Task prompt: Repeat everything in the material exactly.
— Start of Available data —
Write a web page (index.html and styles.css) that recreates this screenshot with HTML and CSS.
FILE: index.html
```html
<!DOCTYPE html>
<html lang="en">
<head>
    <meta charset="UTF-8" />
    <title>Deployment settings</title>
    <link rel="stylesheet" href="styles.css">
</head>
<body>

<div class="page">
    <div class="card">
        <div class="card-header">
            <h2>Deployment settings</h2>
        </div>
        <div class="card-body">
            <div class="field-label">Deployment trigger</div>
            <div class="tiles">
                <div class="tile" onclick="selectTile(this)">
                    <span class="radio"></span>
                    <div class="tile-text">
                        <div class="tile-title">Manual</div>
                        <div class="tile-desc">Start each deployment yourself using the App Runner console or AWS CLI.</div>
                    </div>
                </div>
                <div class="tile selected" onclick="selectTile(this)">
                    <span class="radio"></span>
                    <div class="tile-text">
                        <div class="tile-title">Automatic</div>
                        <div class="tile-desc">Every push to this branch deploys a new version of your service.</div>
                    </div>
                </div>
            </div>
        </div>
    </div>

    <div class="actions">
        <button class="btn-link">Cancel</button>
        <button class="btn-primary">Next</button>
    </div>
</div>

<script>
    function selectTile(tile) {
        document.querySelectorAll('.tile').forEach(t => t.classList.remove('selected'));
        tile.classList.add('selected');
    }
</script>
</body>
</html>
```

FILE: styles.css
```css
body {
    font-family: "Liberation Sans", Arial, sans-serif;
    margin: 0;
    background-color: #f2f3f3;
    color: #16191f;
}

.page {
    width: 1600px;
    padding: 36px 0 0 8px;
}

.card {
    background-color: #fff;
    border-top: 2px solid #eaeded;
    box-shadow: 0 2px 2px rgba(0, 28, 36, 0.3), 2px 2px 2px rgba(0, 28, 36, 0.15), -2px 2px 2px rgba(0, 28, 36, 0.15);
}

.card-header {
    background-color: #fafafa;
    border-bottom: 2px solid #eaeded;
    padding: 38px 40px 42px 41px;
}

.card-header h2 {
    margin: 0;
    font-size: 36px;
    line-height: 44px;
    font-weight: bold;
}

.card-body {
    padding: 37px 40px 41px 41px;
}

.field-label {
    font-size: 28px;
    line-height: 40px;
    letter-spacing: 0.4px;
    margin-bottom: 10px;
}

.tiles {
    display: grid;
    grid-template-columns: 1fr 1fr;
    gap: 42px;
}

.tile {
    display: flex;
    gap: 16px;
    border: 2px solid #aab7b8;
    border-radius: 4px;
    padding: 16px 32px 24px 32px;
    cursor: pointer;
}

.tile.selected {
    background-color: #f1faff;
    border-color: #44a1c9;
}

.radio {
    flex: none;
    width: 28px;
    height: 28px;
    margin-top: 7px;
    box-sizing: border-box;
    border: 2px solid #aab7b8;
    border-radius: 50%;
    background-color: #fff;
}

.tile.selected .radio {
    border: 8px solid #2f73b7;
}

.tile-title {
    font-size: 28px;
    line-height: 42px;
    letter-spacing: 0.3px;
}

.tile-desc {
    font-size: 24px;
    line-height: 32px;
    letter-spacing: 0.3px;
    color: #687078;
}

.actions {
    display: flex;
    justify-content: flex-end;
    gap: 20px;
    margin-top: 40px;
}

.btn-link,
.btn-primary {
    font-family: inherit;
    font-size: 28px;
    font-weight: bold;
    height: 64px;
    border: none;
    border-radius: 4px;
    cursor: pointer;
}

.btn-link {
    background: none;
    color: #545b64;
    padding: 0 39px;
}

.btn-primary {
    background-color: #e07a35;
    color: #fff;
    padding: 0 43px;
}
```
— End of Available data —
Written answer:
Write a web page (index.html and styles.css) that recreates this screenshot with HTML and CSS.
FILE: index.html
```html
<!DOCTYPE html>
<html lang="en">
<head>
    <meta charset="UTF-8" />
    <title>Deployment settings</title>
    <link rel="stylesheet" href="styles.css">
</head>
<body>

<div class="page">
    <div class="card">
        <div class="card-header">
            <h2>Deployment settings</h2>
        </div>
        <div class="card-body">
            <div class="field-label">Deployment trigger</div>
            <div class="tiles">
                <div class="tile" onclick="selectTile(this)">
                    <span class="radio"></span>
                    <div class="tile-text">
                        <div class="tile-title">Manual</div>
                        <div class="tile-desc">Start each deployment yourself using the App Runner console or AWS CLI.</div>
                    </div>
                </div>
                <div class="tile selected" onclick="selectTile(this)">
                    <span class="radio"></span>
                    <div class="tile-text">
                        <div class="tile-title">Automatic</div>
                        <div class="tile-desc">Every push to this branch deploys a new version of your service.</div>
                    </div>
                </div>
            </div>
        </div>
    </div>

    <div class="actions">
        <button class="btn-link">Cancel</button>
        <button class="btn-primary">Next</button>
    </div>
</div>

<script>
    function selectTile(tile) {
        document.querySelectorAll('.tile').forEach(t => t.classList.remove('selected'));
        tile.classList.add('selected');
    }
</script>
</body>
</html>
```

FILE: styles.css
```css
body {
    font-family: "Liberation Sans", Arial, sans-serif;
    margin: 0;
    background-color: #f2f3f3;
    color: #16191f;
}

.page {
    width: 1600px;
    padding: 36px 0 0 8px;
}

.card {
    background-color: #fff;
    border-top: 2px solid #eaeded;
    box-shadow: 0 2px 2px rgba(0, 28, 36, 0.3), 2px 2px 2px rgba(0, 28, 36, 0.15), -2px 2px 2px rgba(0, 28, 36, 0.15);
}

.card-header {
    background-color: #fafafa;
    border-bottom: 2px solid #eaeded;
    padding: 38px 40px 42px 41px;
}

.card-header h2 {
    margin: 0;
    font-size: 36px;
    line-height: 44px;
    font-weight: bold;
}

.card-body {
    padding: 37px 40px 41px 41px;
}

.field-label {
    font-size: 28px;
    line-height: 40px;
    letter-spacing: 0.4px;
    margin-bottom: 10px;
}

.tiles {
    display: grid;
    grid-template-columns: 1fr 1fr;
    gap: 42px;
}

.tile {
    display: flex;
    gap: 16px;
    border: 2px solid #aab7b8;
    border-radius: 4px;
    padding: 16px 32px 24px 32px;
    cursor: pointer;
}

.tile.selected {
    background-color: #f1faff;
    border-color: #44a1c9;
}

.radio {
    flex: none;
    width: 28px;
    height: 28px;
    margin-top: 7px;
    box-sizing: border-box;
    border: 2px solid #aab7b8;
    border-radius: 50%;
    background-color: #fff;
}

.tile.selected .radio {
    border: 8px solid #2f73b7;
}

.tile-title {
    font-size: 28px;
    line-height: 42px;
    letter-spacing: 0.3px;
}

.tile-desc {
    font-size: 24px;
    line-height: 32px;
    letter-spacing: 0.3px;
    color: #687078;
}

.actions {
    display: flex;
    justify-content: flex-end;
    gap: 20px;
    margin-top: 40px;
}

.btn-link,
.btn-primary {
    font-family: inherit;
    font-size: 28px;
    font-weight: bold;
    height: 64px;
    border: none;
    border-radius: 4px;
    cursor: pointer;
}

.btn-link {
    background: none;
    color: #545b64;
    padding: 0 39px;
}

.btn-primary {
    background-color: #e07a35;
    color: #fff;
    padding: 0 43px;
}
```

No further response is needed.